> REQUIRED WORK: Below are the records; pull every line that includes "full".

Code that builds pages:
• • • • • • •

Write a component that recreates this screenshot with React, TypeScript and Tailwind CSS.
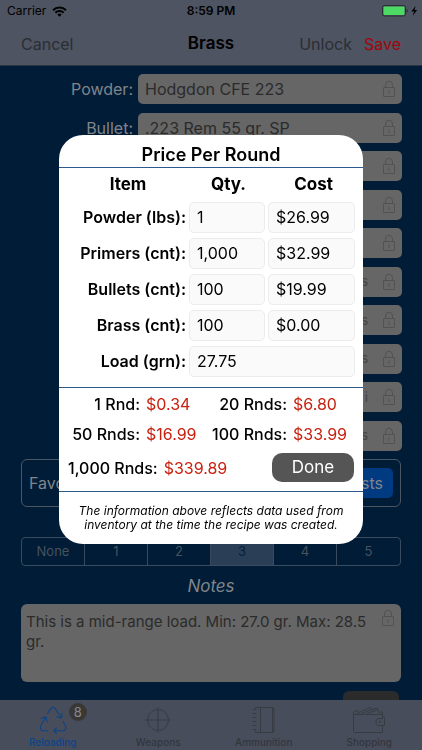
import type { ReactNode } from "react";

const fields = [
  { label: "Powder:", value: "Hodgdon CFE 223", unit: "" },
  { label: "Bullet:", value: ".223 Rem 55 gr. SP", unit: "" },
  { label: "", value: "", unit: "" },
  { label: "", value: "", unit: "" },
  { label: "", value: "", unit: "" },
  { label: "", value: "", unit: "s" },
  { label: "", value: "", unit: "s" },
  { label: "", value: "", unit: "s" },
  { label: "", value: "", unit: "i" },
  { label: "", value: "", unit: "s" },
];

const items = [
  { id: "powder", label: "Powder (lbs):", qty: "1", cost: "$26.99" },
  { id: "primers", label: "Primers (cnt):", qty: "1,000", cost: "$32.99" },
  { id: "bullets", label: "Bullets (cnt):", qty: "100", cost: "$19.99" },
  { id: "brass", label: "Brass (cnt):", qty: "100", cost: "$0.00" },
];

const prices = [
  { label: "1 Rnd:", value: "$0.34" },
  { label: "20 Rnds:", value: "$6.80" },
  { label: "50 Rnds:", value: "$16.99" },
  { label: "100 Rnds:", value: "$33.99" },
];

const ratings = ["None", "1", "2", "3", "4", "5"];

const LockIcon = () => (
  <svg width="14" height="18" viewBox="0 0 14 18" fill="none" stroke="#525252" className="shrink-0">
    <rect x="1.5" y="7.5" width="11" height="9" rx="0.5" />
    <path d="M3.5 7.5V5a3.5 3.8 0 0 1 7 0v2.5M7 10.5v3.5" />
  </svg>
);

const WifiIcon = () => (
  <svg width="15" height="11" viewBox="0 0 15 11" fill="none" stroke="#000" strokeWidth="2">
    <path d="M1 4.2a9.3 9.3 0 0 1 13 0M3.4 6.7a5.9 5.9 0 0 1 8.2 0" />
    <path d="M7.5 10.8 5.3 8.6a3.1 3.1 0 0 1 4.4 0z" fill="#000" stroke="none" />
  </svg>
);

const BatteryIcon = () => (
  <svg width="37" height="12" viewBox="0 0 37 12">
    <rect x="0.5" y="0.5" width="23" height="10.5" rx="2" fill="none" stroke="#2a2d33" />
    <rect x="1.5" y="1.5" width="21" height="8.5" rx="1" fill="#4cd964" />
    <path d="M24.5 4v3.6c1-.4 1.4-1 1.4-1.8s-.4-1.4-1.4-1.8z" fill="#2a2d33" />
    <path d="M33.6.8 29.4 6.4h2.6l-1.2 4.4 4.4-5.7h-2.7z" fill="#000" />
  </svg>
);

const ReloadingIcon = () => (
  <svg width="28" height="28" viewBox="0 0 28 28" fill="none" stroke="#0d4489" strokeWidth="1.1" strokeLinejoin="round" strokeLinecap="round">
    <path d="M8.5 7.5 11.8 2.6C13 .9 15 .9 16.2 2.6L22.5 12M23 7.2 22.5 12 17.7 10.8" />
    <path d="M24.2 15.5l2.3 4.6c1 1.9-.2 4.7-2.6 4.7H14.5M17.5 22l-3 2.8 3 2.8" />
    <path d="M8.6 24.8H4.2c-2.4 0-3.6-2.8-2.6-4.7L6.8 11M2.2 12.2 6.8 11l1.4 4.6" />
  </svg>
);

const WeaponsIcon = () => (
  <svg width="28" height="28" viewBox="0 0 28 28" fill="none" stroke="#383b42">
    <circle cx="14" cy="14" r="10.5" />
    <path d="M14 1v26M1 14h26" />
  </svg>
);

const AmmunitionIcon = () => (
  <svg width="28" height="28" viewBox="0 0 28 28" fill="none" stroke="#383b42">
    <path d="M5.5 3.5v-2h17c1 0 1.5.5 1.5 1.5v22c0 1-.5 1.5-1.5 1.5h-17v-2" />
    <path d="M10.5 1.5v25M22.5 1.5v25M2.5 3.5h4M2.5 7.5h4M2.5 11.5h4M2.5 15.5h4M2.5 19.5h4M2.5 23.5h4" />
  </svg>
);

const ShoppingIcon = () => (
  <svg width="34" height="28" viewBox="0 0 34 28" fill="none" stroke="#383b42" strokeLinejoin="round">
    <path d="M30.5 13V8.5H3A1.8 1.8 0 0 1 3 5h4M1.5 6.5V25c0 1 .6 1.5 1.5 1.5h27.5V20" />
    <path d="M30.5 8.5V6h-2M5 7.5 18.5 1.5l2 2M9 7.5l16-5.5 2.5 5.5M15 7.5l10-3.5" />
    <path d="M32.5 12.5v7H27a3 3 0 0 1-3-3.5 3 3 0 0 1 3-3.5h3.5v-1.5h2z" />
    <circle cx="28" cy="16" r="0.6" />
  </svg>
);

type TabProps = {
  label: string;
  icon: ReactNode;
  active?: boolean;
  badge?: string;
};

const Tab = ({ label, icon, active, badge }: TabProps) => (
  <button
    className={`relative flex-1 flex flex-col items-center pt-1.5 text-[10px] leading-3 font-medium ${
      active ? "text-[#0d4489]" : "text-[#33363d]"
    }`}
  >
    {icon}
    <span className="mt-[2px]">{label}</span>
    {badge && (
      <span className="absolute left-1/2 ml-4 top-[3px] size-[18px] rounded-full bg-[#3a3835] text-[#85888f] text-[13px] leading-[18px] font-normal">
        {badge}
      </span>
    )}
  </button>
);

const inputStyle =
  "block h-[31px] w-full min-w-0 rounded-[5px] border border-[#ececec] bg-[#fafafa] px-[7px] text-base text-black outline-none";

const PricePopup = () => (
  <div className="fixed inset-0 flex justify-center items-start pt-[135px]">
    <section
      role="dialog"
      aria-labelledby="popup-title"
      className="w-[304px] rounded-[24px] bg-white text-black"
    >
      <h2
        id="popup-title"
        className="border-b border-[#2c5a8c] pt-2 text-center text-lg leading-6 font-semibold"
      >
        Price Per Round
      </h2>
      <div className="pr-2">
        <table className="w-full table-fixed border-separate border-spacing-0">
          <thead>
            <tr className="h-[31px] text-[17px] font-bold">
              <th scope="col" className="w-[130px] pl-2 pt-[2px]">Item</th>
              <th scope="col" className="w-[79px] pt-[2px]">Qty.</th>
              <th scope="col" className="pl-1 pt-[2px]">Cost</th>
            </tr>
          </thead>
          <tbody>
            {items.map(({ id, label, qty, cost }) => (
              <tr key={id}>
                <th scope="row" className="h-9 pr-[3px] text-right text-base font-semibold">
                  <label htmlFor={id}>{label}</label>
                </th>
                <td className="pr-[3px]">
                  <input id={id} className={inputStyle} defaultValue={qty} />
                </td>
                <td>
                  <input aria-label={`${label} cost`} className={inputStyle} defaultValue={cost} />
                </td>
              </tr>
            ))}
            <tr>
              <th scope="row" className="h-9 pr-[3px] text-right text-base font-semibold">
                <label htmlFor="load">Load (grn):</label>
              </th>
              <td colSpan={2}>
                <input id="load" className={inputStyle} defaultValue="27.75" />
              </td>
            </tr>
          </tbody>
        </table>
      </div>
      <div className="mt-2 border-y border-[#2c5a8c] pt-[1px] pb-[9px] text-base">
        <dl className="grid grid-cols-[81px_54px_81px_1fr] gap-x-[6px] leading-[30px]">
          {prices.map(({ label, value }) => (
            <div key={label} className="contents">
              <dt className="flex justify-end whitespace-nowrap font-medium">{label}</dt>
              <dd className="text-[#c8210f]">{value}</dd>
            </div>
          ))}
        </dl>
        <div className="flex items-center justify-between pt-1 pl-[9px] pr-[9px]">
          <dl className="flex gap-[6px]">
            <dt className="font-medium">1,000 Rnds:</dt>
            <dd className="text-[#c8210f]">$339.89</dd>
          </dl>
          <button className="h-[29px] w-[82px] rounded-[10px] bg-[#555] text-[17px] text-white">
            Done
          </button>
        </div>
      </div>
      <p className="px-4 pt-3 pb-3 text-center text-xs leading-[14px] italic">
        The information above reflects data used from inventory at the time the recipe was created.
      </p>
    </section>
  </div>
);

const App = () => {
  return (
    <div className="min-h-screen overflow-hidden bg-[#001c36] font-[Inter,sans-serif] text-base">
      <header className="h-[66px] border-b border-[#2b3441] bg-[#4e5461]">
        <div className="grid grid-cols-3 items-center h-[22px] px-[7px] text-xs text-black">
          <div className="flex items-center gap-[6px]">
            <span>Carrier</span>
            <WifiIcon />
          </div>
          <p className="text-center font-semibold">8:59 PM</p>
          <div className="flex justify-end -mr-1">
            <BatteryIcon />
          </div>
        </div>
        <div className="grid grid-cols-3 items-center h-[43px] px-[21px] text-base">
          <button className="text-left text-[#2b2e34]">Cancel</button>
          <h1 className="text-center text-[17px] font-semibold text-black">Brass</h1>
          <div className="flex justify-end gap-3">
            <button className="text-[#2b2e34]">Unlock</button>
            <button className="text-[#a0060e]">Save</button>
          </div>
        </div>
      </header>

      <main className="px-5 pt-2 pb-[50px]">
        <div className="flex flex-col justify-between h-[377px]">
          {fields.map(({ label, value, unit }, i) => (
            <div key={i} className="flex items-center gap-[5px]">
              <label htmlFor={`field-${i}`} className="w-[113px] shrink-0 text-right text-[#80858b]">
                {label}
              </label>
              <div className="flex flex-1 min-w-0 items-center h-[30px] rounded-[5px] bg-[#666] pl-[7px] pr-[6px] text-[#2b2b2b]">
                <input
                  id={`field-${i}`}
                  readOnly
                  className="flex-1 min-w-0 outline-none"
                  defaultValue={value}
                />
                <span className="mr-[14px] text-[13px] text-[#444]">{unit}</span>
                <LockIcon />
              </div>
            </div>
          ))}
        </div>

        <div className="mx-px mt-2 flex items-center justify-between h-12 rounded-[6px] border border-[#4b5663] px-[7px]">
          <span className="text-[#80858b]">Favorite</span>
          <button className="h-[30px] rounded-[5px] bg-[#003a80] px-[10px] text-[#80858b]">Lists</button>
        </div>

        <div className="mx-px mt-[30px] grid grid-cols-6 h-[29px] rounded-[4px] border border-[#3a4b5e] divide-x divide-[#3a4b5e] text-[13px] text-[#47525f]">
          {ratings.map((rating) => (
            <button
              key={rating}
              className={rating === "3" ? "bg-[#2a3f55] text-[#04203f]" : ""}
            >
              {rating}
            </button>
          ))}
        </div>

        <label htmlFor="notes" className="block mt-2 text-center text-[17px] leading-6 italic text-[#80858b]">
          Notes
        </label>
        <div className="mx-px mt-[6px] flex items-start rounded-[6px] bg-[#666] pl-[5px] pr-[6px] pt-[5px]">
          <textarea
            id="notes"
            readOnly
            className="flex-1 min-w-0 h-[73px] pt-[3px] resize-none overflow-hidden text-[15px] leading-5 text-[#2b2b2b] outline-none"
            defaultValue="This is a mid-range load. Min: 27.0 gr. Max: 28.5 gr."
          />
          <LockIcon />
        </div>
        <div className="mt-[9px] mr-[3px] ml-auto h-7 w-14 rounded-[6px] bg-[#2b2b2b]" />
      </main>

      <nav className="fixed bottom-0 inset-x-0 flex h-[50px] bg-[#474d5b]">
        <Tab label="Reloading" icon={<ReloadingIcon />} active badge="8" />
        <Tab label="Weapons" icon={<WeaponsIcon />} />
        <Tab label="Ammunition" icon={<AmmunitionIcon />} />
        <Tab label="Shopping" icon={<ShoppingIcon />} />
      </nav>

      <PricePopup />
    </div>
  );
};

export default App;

• • • • • • •

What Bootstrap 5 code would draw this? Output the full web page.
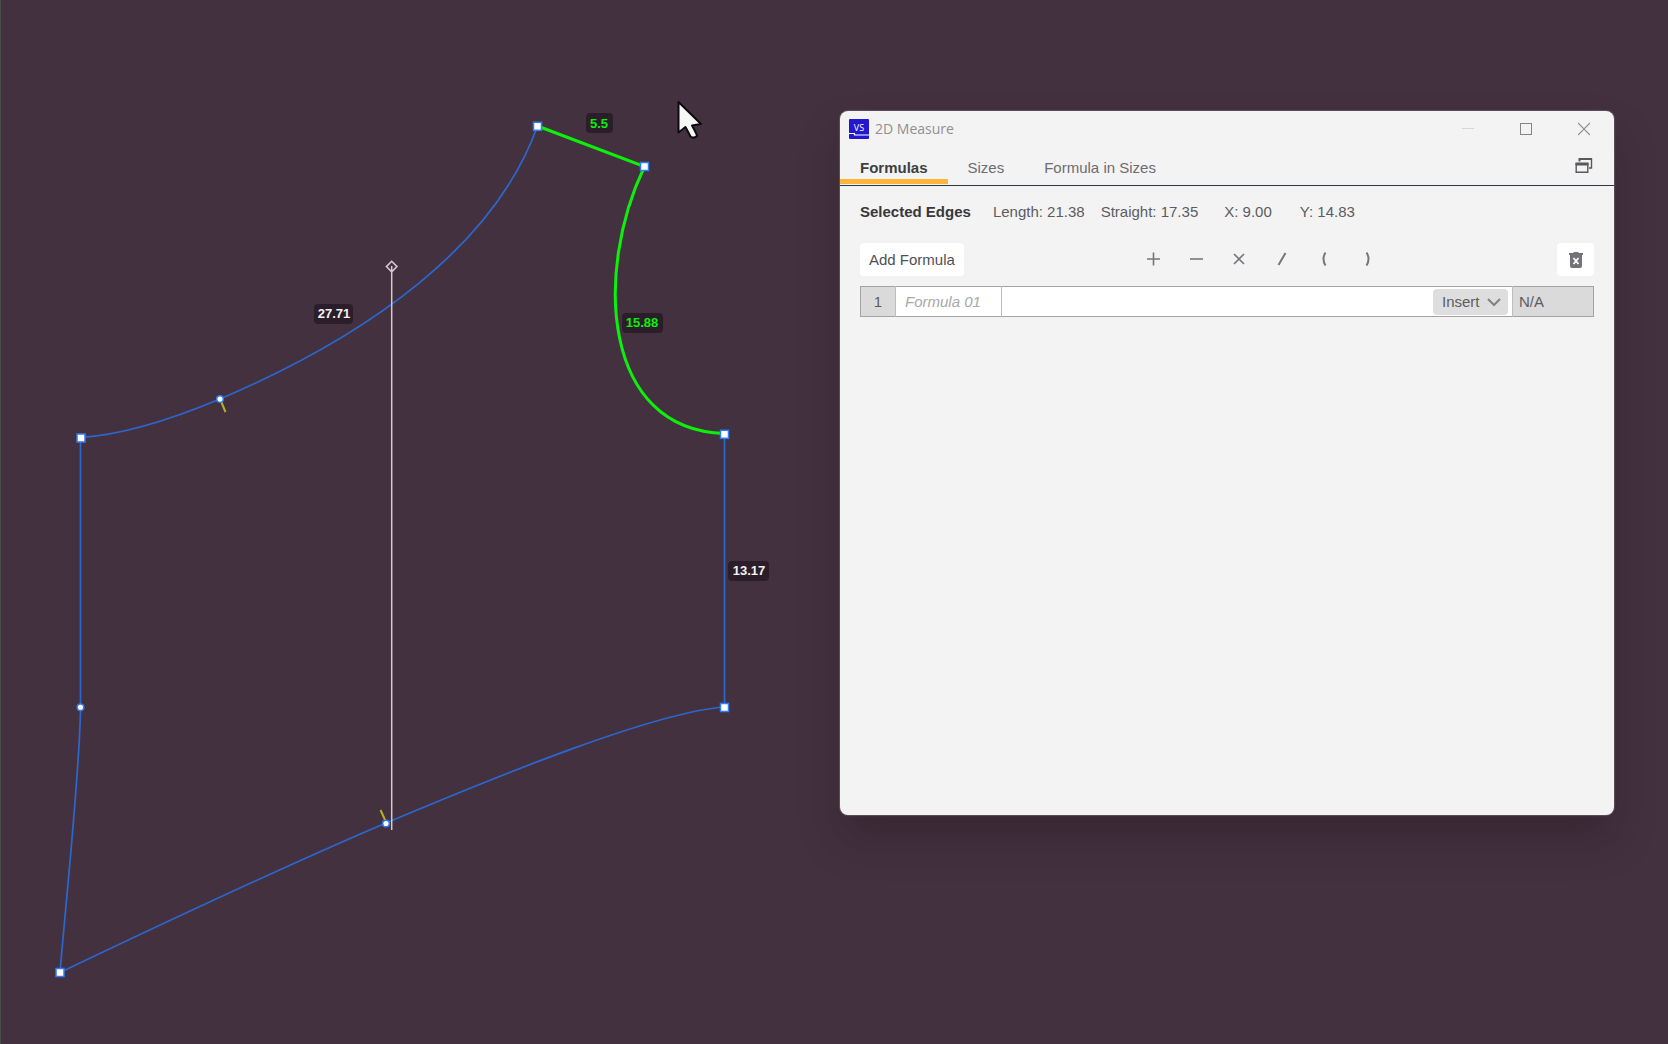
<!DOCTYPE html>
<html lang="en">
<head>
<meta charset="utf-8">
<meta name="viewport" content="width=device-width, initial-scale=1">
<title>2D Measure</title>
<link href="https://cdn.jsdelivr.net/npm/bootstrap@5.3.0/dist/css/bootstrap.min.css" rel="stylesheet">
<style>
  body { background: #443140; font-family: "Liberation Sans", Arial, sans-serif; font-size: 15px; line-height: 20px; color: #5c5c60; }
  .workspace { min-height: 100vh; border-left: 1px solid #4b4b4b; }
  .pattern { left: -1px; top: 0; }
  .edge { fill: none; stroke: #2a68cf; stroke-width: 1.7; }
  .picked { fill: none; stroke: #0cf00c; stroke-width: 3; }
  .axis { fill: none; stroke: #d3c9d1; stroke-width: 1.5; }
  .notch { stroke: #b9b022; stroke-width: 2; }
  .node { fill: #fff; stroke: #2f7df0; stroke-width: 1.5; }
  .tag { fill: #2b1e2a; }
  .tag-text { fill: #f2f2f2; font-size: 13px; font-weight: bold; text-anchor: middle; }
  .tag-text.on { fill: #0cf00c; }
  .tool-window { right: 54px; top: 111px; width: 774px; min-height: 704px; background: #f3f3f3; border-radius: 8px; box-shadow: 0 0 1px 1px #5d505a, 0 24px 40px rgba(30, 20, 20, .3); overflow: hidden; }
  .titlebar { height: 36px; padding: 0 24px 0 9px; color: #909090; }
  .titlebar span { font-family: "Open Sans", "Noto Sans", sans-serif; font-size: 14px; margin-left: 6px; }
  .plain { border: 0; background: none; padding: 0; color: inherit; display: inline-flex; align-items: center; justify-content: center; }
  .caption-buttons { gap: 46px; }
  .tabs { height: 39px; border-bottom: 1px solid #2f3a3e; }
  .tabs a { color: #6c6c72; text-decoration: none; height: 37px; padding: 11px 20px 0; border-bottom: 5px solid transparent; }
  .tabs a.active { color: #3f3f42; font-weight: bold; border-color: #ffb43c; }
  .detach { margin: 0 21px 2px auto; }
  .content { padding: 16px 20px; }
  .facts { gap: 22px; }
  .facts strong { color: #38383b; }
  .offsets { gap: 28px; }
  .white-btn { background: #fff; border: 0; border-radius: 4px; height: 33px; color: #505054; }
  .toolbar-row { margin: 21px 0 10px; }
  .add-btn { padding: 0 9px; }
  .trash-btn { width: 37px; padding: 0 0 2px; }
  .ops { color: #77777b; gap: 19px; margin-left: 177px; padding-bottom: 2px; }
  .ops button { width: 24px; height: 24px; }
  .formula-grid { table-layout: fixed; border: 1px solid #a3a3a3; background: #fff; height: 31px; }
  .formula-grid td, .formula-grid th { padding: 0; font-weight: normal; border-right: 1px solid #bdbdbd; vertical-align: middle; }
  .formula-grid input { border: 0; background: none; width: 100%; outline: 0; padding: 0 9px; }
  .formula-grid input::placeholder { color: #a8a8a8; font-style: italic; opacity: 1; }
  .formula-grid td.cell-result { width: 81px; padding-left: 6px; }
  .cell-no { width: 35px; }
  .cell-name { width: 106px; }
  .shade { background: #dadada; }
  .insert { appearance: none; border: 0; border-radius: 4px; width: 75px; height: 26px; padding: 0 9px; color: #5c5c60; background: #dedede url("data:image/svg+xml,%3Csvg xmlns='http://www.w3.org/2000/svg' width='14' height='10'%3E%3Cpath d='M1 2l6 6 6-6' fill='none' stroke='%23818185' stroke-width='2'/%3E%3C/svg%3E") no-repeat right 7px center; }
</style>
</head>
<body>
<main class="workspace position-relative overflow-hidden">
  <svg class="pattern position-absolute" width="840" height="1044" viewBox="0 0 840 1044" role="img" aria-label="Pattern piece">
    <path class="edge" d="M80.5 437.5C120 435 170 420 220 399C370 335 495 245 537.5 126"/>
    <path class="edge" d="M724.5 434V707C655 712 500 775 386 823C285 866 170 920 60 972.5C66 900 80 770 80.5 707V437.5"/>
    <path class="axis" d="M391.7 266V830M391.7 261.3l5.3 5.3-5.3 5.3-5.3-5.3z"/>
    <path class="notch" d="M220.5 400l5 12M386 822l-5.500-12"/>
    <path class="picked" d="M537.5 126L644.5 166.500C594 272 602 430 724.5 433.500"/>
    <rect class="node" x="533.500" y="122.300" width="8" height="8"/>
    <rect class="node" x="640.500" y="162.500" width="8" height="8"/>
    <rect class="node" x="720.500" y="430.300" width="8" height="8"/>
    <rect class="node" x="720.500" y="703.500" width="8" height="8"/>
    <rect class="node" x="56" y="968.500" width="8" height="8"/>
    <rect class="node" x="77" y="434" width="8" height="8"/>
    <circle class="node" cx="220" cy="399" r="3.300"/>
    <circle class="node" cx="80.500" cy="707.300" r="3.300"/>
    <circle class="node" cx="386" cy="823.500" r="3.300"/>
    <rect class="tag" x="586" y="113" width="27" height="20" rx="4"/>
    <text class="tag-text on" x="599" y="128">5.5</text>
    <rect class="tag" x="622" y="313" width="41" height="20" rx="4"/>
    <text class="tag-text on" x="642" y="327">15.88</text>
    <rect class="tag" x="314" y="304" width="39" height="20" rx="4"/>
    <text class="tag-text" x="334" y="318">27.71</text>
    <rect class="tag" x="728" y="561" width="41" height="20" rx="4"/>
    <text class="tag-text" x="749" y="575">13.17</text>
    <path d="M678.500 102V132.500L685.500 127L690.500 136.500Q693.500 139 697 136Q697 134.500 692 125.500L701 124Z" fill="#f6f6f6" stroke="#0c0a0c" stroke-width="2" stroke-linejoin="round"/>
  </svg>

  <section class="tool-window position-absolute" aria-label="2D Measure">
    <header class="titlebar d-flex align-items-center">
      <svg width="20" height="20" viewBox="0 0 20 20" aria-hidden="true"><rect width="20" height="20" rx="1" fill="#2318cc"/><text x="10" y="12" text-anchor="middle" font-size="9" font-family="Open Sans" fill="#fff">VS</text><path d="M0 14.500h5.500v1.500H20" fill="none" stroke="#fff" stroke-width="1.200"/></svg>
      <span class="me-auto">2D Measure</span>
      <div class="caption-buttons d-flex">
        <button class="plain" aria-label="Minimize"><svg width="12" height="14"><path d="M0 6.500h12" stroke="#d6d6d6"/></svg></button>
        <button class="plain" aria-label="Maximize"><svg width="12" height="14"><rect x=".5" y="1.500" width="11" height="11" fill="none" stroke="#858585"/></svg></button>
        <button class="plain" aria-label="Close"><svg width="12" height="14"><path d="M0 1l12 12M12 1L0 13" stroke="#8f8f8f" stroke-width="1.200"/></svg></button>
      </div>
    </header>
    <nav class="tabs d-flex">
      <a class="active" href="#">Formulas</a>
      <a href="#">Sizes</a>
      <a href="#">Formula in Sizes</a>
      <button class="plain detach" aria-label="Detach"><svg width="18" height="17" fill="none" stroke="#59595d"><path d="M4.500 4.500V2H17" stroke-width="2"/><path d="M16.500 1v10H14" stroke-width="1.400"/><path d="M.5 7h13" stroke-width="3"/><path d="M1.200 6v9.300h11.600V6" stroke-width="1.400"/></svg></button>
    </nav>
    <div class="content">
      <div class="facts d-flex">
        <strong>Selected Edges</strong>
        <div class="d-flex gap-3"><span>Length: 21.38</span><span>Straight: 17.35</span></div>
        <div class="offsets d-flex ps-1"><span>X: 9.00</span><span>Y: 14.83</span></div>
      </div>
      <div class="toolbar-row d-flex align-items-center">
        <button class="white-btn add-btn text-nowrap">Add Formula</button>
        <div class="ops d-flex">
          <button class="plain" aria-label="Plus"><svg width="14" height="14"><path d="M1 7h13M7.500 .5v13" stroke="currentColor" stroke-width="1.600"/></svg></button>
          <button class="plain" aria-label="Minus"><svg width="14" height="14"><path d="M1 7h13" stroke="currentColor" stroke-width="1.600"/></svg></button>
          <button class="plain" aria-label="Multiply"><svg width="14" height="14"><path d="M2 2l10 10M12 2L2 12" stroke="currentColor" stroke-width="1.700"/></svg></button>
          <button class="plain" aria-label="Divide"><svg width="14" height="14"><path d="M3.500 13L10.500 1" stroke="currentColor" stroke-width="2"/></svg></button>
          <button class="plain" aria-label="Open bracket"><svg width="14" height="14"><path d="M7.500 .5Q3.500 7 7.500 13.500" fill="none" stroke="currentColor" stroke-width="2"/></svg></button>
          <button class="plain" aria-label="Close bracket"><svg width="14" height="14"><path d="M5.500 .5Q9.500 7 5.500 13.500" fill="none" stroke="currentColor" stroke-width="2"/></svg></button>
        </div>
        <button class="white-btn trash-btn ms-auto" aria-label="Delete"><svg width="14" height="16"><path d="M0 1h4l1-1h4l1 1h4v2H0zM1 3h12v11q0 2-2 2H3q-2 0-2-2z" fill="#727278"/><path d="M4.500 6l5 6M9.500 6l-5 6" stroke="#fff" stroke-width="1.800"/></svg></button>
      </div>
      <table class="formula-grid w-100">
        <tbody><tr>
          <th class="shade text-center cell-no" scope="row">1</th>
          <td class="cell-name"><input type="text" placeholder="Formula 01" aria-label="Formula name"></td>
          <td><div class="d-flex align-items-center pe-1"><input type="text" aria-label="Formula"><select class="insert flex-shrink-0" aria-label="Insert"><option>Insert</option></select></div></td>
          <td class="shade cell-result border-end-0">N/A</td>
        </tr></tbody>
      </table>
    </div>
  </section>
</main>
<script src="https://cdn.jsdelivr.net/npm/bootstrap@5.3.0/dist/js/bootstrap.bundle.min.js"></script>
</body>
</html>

• • • • • • •

> REPLY TO THE TASK:
      <span className="absolute left-1/2 ml-4 top-[3px] size-[18px] rounded-full bg-[#3a3835] text-[#85888f] text-[13px] leading-[18px] font-normal">
  "block h-[31px] w-full min-w-0 rounded-[5px] border border-[#ececec] bg-[#fafafa] px-[7px] text-base text-black outline-none";
        <table className="w-full table-fixed border-separate border-spacing-0">
What Bootstrap 5 code would draw this? Output the full web page.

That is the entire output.